Podejrzany o dokonanie zamachu w Paryżu dotarł do Francji
Mężczyzna podejrzany o udział w zamachu w Paryżu 34 lata temu dotarł do Francji. Wydał go kanadyjski sąd.
W wyniku wybuchu bomby w 1980 roku cztery osoby zginęły, a wiele odniosło obrażenia. Ładunek eksplodował przed synagogą przy rue Copernic w pobliżu Pól Elizejskich.
Francuskie władze podejrzewają, że to 61-letni Hassan Diab skonstruował bombę użytą w zamachu. Podejrzany, który nie zgadza się z zarzutami, twierdzi, że jest ofiarą polowania na czarownice.
Zatrzymano go w Kanadzie w 2008 roku na żądanie Francji. Teraz stanął przed sądem w Paryżu w sprawie, która jak do tej pory nie znalazła swojego rozwiązania przez ponad trzy dekady. W Ottawie, gdzie mieszkał, był profesorem socjologii na tamtejszym uniwersytecie. Francuskie władze prowadzące dochodzenie w sprawie zamachu kierowały się sporządzonym portretem roboczym oraz ekspertyzą grafologiczną.

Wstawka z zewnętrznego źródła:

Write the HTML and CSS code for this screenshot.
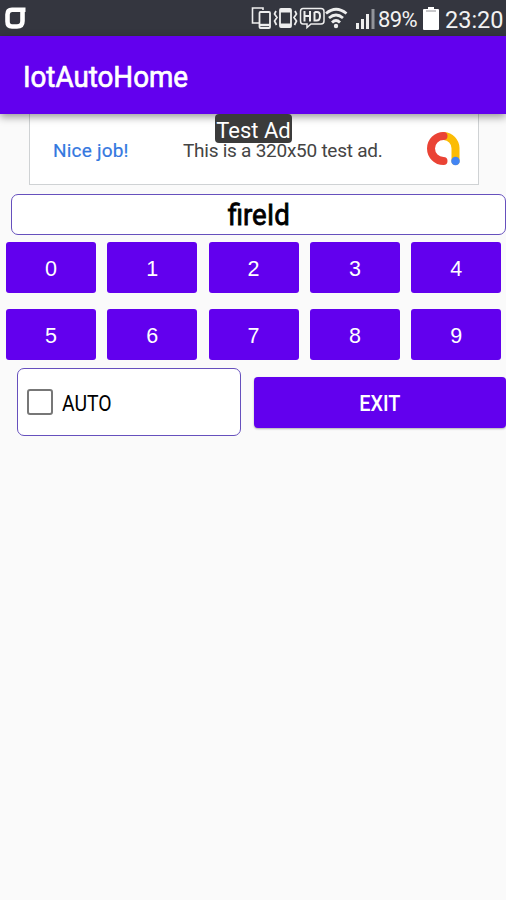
FILE: index.html
```
<!DOCTYPE html>
<html lang="en">
<head>
    <meta charset="UTF-8">
    <meta name="viewport" content="width=device-width, initial-scale=1.0">
    <title>IotAutoHome</title>
    <link rel="stylesheet" href="styles.css">
</head>
<body>

    <div class="statusBar">
        <svg class="carrier" width="24" height="26" viewBox="0 0 24 26">
            <path d="M21.500 4.700H8Q3.500 4.700 3.500 9.500V16.500Q3.500 21.500 8 21.500H13Q18.500 21.500 18.500 16V6" fill="none" stroke="#fff" stroke-width="4.600"/>
        </svg>
        <svg class="statusIcons" width="126" height="24" viewBox="0 0 126 24" fill="none" stroke="#eee">
            <!-- linked devices -->
            <path d="M8 17H1.5V2H12V4" stroke-width="1.6"/>
            <rect x="8.5" y="6" width="10.5" height="16" rx="1" fill="#34363f" stroke-width="1.8"/>
            <path d="M9 19H19" stroke-width="2.4"/>
            <!-- vibrate -->
            <rect x="29" y="3" width="11" height="18" rx="1" stroke-width="1.8"/>
            <path d="M29 5H40M29 19H40" stroke-width="3"/>
            <path d="M25 5L23.5 8L26 11.5L23.5 15L25.5 19M44 5L45.5 8L43 11.5L45.5 15L43.5 19" stroke-width="1.7"/>
            <!-- HD voice -->
            <path d="M52 2.500H70Q73 2.500 73 5.500V15Q73 18 70 18H60L56 21.500V18H52Q49.500 18 49.500 15V5.500Q49.500 2.500 52 2.500Z" stroke-width="1.500"/>
            <path d="M53.500 5V15.500M59 5V15.500M53.500 10H59M63.500 6V14.500H65.500Q69 14.500 69 10T65.500 6H63.500" stroke-width="2"/>
            <!-- wifi -->
            <path d="M75 7.500Q85 -1 95.500 7.500M78 12Q85 6 92 12M81 16.500Q85 12.500 89 16.500" stroke-width="2.8"/>
            <circle cx="85" cy="20" r="2.200" fill="#eee" stroke="none"/>
            <!-- signal -->
            <path d="M106.500 17V23M111.500 13V23M116.500 8V23" stroke-width="3"/>
            <path d="M122 3V23" stroke="#92949a" stroke-width="3"/>
        </svg>
        <span class="percent">89%</span>
        <svg class="battery" width="16" height="23" viewBox="0 0 16 23">
            <path d="M5 0H11V2H15Q16 2 16 3V22Q16 23 15 23H1Q0 23 0 22V3Q0 2 1 2H5Z" fill="#fff"/>
            <path d="M3 4H13" stroke="#b4b5b9" stroke-width="1.500"/>
        </svg>
        <span class="clock">23:20</span>
    </div>

    <header class="appBar">
        <h1>IotAutoHome</h1>
    </header>

    <div class="ad">
        <span class="adTitle">Nice job!</span>
        <span class="adText">This is a 320x50 test ad.</span>
        <svg class="adLogo" width="36" height="36" viewBox="0 0 36 36" fill="none" stroke-width="8" stroke-linecap="round">
            <path d="M18 5A12.500 12.500 0 0 1 29.500 17V30" stroke="#fbbc04"/>
            <path d="M17.500 5A12.500 12.500 0 0 0 17.500 30" stroke="#ea4335"/>
            <circle cx="29.500" cy="30" r="4.300" fill="#4285f4"/>
        </svg>
        <span class="adBadge">Test Ad</span>
    </div>

    <div class="fieldId"><span>fireId</span></div>

    <div class="keypad">
        <button class="key">0</button>
        <button class="key">1</button>
        <button class="key">2</button>
        <button class="key">3</button>
        <button class="key">4</button>
        <button class="key">5</button>
        <button class="key">6</button>
        <button class="key">7</button>
        <button class="key">8</button>
        <button class="key">9</button>
    </div>

    <div class="controls">
        <label class="auto">
            <input type="checkbox">
            <span>AUTO</span>
        </label>
        <button class="exit"><span>EXIT</span></button>
    </div>

</body>
</html>
```
FILE: styles.css
```
* {
    box-sizing: border-box;
}

body {
    margin: 0;
    height: 900px;
    overflow: hidden;
    background-color: #fafafa;
    color: #000;
    font-family: Roboto, sans-serif;
}

.statusBar {
    display: flex;
    align-items: center;
    height: 36px;
    padding-left: 4px;
    background-color: #34363f;
    color: #f2f2f2;
}

.carrier {
    margin: 0 223px 0 0;
    flex: none;
}

.statusIcons {
    flex: none;
}

.percent {
    width: 41px;
    margin-left: 1px;
    font-size: 22px;
    letter-spacing: -0.6px;
    padding-top: 3px;
}

.battery {
    margin-left: 4px;
    flex: none;
}

.clock {
    margin-left: 6px;
    padding-top: 3px;
    font-size: 23.500px;
}

.appBar {
    position: relative;
    z-index: 1;
    height: 78px;
    padding: 3px 0 0 23px;
    display: flex;
    align-items: center;
    background-color: #6200ee;
    box-shadow: 0 3px 8px rgba(0, 0, 0, 0.4);
}

.appBar h1 {
    margin: 0;
    color: #fff;
    font-size: 30px;
    font-weight: 400;
    -webkit-text-stroke: 0.7px #fff;
    transform: scaleX(0.925);
    transform-origin: left;
}

.ad {
    position: relative;
    display: flex;
    align-items: center;
    width: 450px;
    height: 71px;
    margin-left: 29px;
    padding-left: 23px;
    border: 1px solid #cfd2d4;
    border-top: none;
    background-color: #fff;
    font-size: 19px;
}

.adTitle {
    width: 130px;
    color: #3478df;
    letter-spacing: 0.2px;
    -webkit-text-stroke: 0.2px #3478df;
    padding-top: 2px;
}

.adText {
    width: 243px;
    padding-top: 2px;
    color: #444;
    letter-spacing: -0.25px;
    white-space: nowrap;
}

/* sits over the top edge of the banner */
.adBadge {
    position: absolute;
    z-index: 2;
    top: 0;
    left: 185px;
    width: 77px;
    height: 29px;
    border-radius: 4px;
    background-color: #3b3b3b;
    color: #fff;
    font-size: 22px;
    line-height: 33px;
    text-align: center;
}

.fieldId {
    height: 41px;
    margin: 9px 0 0 11px;
    border: 1.500px solid #6650bd;
    border-radius: 7px;
    background-color: #fff;
    font-size: 30px;
    line-height: 40px;
    text-align: center;
}

.fieldId span {
    display: inline-block;
    -webkit-text-stroke: 0.8px #000;
    transform: scaleX(0.92);
}

.keypad {
    display: grid;
    grid-template-columns: repeat(5, 90px);
    grid-auto-rows: 51px;
    column-gap: 11.300px;
    row-gap: 16px;
    margin: 7px 0 0 6px;
}

button {
    border: none;
    border-radius: 3px;
    padding: 0;
    background-color: #6200ee;
    color: #fff;
    font-family: Roboto, sans-serif;
    cursor: pointer;
}

.key {
    padding-top: 4px;
    font-family: "Liberation Sans", Arial, sans-serif;
    font-size: 21.500px;
}

.controls {
    display: flex;
    align-items: center;
    margin: 8px 0 0 17px;
}

.auto {
    display: flex;
    align-items: center;
    width: 224px;
    height: 68px;
    padding-left: 9px;
    border: 1.500px solid #6650bd;
    border-radius: 7px;
    background-color: #fff;
    font-size: 22px;
}

.auto input {
    appearance: none;
    width: 26px;
    height: 26px;
    margin: 0 9px 0 0;
    border: 2px solid #777;
    border-radius: 3px;
}

.auto span {
    padding-top: 2px;
    transform: scaleX(0.88);
    transform-origin: left;
}

.exit {
    flex: 1;
    height: 51px;
    margin-left: 13px;
    padding-top: 2px;
    border-radius: 4px;
    box-shadow: 0 1px 2px rgba(0, 0, 0, 0.3);
    font-size: 22px;
    font-weight: 500;
}

.exit span {
    display: inline-block;
    transform: scaleX(0.9);
}
```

Zdaniem Paryża, podejrzany należał do jednostki specjalnej Narodowego Frontu Wyzwolenia Palestyny i nad Sekwanę przybył legitymując się fałszywym paszportem cypryjskim. W Ottawie utworzono komitet zajmujący się jego obroną uważając, że oskarżenia pod adresem Hassana Diaba nie mają solidnych podstaw.